In the example below, we will look at a data set from OpenIntro Statistics that contains the results of a 2012 SurveyUSA poll of opinions on the DREAM act, broken down by political ideology. We can see the structure of the data set below.
| ideology | stance |
|---|---|
| Conservative | Yes |
| Conservative | Yes |
| Conservative | Yes |
| Conservative | Yes |
| Conservative | Yes |
| Conservative | Yes |
Since this data set is not formatted as a contingency table, we use
the R function table to tally all combinations of the two
factor variables.
dream_ct <- table(dream)| No | Not sure | Yes | |
|---|---|---|---|
| Conservative | 151 | 35 | 186 |
| Liberal | 52 | 9 | 114 |
| Moderate | 161 | 28 | 174 |
Finally, we can use the built-in R function chisq.test
to compute the chi-square test for independence of the two variables.

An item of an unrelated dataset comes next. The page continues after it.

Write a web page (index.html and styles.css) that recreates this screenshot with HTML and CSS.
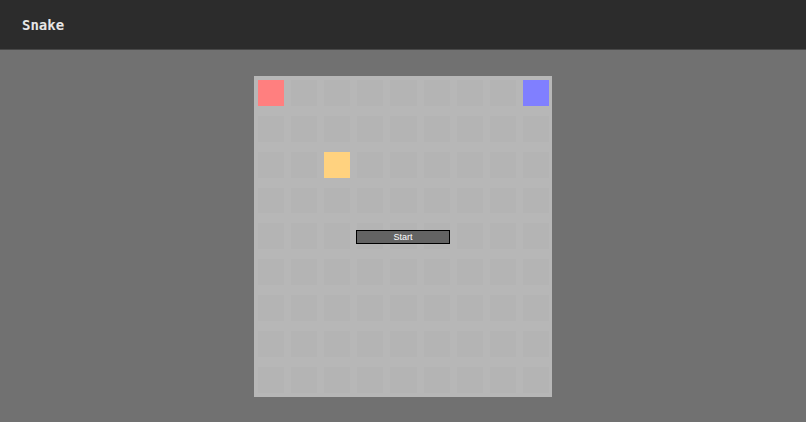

Read the documentation of this function to see what the argument
correct does.
chisq.test(dream_ct, correct = FALSE)##
## Pearson's Chi-squared test
##
## data: dream_ct
## X-squared = 16.387, df = 4, p-value = 0.002541You will now run the same test with a different data set, still from
OpenIntro
Statistics. This time, the data set is data from aircraft-wildlife
collisions between 1990 and 1997, collected by the FAA. Specifically, we
will look at the variables effect and
birds_struck to see if the effect (e.g., engine shutoff) is
independent of the number of birds struck.
(\(\star\)) In your R script,
conduct a chi-square test for independence of the effect
and birds_struck variables. Report your results in your
write-up.
(\(\star\)) Interpret your results from the test you conducted in problem 7. In particular, discuss the structure of your contingency table in the context of the result of your hypothesis test.